Adams originally began telling the story that would become Watership Down to his two daughters on a car trip.[9] They eventually insisted that he publish it as a book. He began writing in 1966, taking two years to complete it.[9] In 1972, after four publishers and three writers' agencies turned down the manuscript, Rex Collings agreed to publish the work.[8] The book gained international acclaim almost immediately for reinvigorating anthropomorphic fiction with naturalism.[9][10]

Over the next few years Watership Down sold over a million copies worldwide. Adams won both of the most prestigious British children's book awards, one of six authors to do so: the Carnegie Medal and the Guardian Children's Fiction Prize.[11][12][b] In 1974, following publication of his second novel, Shardik, he left the Civil Service to become a full-time author. He was elected a Fellow of the Royal Society of Literature in 1975.[13]

At one point, Adams served as writer-in-residence at the University of Florida[14] and at Hollins University in Virginia.[3] Adams was the recipient of the inaugural Whitchurch Arts Award for inspiration in January 2010, presented at the Watership Down pub in Freefolk, Hampshire.[15][16] In 2015 he was awarded an honorary doctorate by the University of Winchester.[17]

Animal welfare

Adams was a strong advocate of animal welfare.[18] In 1980, Adams served two years as president of the RSPCA.[19][20][21] He resigned in 1982, commenting that the Society "seemed to be more concerned with each other than with the animals".[18][20] Adams was involved with Cruelty Free International.[22] He was also a patron of Animal Aid.[23]

Besides campaigning against fur, Adams wrote The Plague Dogs to satirise animal experimentation (as well as government and the tabloid press).[24] He also made a voyage through the Antarctic in the company of the ornithologist Ronald Lockley.[25] Just before his 90th birthday, he wrote a new story for a charity book, Gentle Footprints, to raise funds for the Born Free Foundation.[8]

Personal life

In 1949, Adams married Barbara Elizabeth, daughter of RAF Squadron-Leader Edward Fox Dyke Acland, son of the barrister and judge Sir Reginald Brodie Dyke Acland, whose father, the scientist Henry Wentworth Dyke Acland (himself created a baronet of St Mary Magdalen, Oxford) descended from the Acland baronets of Columb John.[26][27]

Until his death, Adams lived with his wife in Church Street, Whitchurch, Hampshire, within 10 miles (16 km) of his birthplace. Their daughters, to whom Adams originally related the tales that became Watership Down, are Juliet and Rosamond.[8][28] Adams celebrated his 90th birthday in 2010 with a party at the White Hart in Whitchurch, where Sir George Young presented him with a painting by a local artist. Adams wrote a poetic piece celebrating his home of the past 28 years.[29][30]

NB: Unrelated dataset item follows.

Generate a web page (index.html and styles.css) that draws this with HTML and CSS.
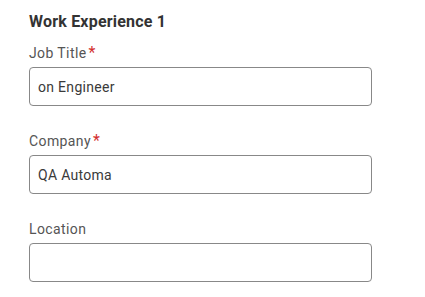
FILE: index.html
```html
<!DOCTYPE html>
<html>
<head>
    <meta charset="utf-8">
    <meta name="viewport" content="width=device-width, initial-scale=1.0">
    <link rel="stylesheet" href="styles.css">
</head>
<body>
    <div class="section">
        <div class="section-title">Work Experience 1</div>

        <div class="field">
            <label class="field-label" for="jobTitle">Job Title<span class="required">*</span></label>
            <input class="field-input" id="jobTitle" type="text" value="on Engineer">
        </div>

        <div class="field">
            <label class="field-label" for="company">Company<span class="required">*</span></label>
            <input class="field-input" id="company" type="text" value="QA Automa">
        </div>

        <div class="field">
            <label class="field-label" for="location">Location</label>
            <input class="field-input" id="location" type="text" value="">
        </div>
    </div>
</body>
</html>
```

FILE: styles.css
```css
body {
    margin: 0;
    background: #ffffff;
    font-family: Roboto, 'Liberation Sans', sans-serif;
    color: #333;
}

.section {
    width: 343px;
    padding: 11px 0 0 29px;
}

.section-title {
    font-size: 16px;
    font-weight: bold;
    color: #333;
    line-height: 22px;
    letter-spacing: 0.2px;
    margin-bottom: 11px;
}

.field {
    display: flex;
    flex-direction: column;
    margin-bottom: 26px;
}

.field-label {
    font-size: 14px;
    color: #555;
    line-height: 18px;
    margin-bottom: 5px;
    letter-spacing: 0.4px;
}

.required {
    color: #d32f2f;
    font-size: 16px;
    margin-left: 2px;
}

.field-input {
    box-sizing: border-box;
    width: 343px;
    height: 39px;
    border: 1px solid #888;
    border-radius: 4px;
    padding: 0 8px;
    font-family: Roboto, 'Liberation Sans', sans-serif;
    font-size: 14px;
    letter-spacing: 0.3px;
    color: #3a3a3a;
    background: #fff;
    outline: none;
}
```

Adams died on 24 December 2016 at the age of 96 in Oxford, from complications of heart failure and a blood disorder.[1][31][32][33][34]

Works

Notes

  1. While most sources give Adams's date of birth as 9 May 1920, his entry in the Oxford Dictionary of National Biography, citing his birth certificate, says he was born on 10 May,[1] as does the 1939 England and Wales Register.[2]
  2. Alternatively, six authors have won the Carnegie Medal for their Guardian Prize–winning books. Professional librarians confer the Carnegie and select the winner from all British children's books. The Guardian newspaper's prize winner is selected by British children's writers, "peers" of the author who has not yet won it, for one children's (age 7+) or young-adult fiction book. Details regarding author and publisher nationality have varied.